Working together with Rajesh Sennik, who has been leading our private equity initiative in Europe, we have identified five criteria that define high quality due diligence, based on Accenture's experience in more than 100 transactions globally over the past five years:

  1. Look forward, not backward
    At today's premium valuations, the majority of value in any asset lies in future cash flows. Our experience shows, however, that traditional due diligence is overwhelmingly backward-looking, focused instead on validating the information underpinning existing cash flows. While understanding the drivers of past performance and potential liabilities is important, testing the assumptions that underlie management forecasts for the future is the best way to get at the kind of intelligence that is really required for a successful deal.

  2. Focus relentlessly on key value levers
    The ability to deliver future value will typically depend on a limited number of performance drivers. High-quality due diligence identifies the key drivers of competitive success up front and then tests them through focused data gathering and analysis, such as correlations with past performance, market insights, known competitor actions and operational context. This provides a rigorous reality check on management forecasts.

  3. Stay scrupulously objective
    In accounting for expenses, advisor fees are included in transaction costs and treated as an expense for the target to pay when deals are successful. When deals are aborted, however, fees must be paid out of management margins. As attractive as success-based fees may be to private equity acquirers, they create an incentive to present data in a way that makes deals look as attractive as possible and encourage investors to bid and win. No matter how carefully advisors try to protect their objectivity, the very existence of success-based fees inevitably undermines the credibility of advisor recommendations. High-quality advice, in our view, should be free from commercial interests.

  4. Insist on deep industry, technical and operational expertise
    Understanding how quickly external trends will manifest themselves, critiquing management plans for responding, and assessing the feasibility and timing of proposed actions all require deep understanding of the industry in question and significant operational experience. Our ability to draw upon the expertise of people who have been in the trenches—running call centers, managing supply chains or operating businesses—helps us spot flaws in management forecasts that others with less experience could miss.
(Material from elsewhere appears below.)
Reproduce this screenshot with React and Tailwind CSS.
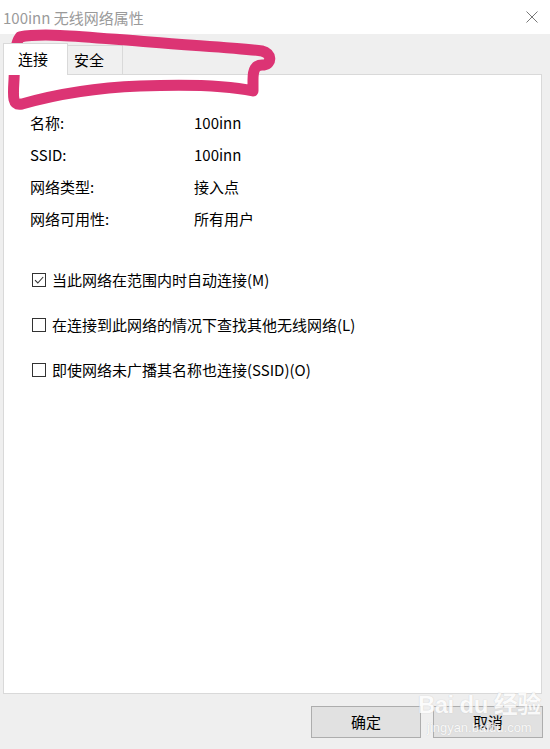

  5. Incorporate post-deal improvements
    In the 80's, private equity firms generated returns through good deal judgment (buying low and selling high). In the 90s, financial engineering combined with powerful incentives to management was the dominant strategy. However with the proliferation of funds and increased competition for assets, these traditional sources of value can be easily bid away in the auction process. In the future, the most successful private equity firms will bring experience in making more fundamental operational improvements in their portfolio companies. This adds to the complexity of the due diligence process, as it requires the ability to quickly identify and estimate the value of such improvements. However we firmly believe that the ability to visualize and capture this value will determine the future winners in the private equity market.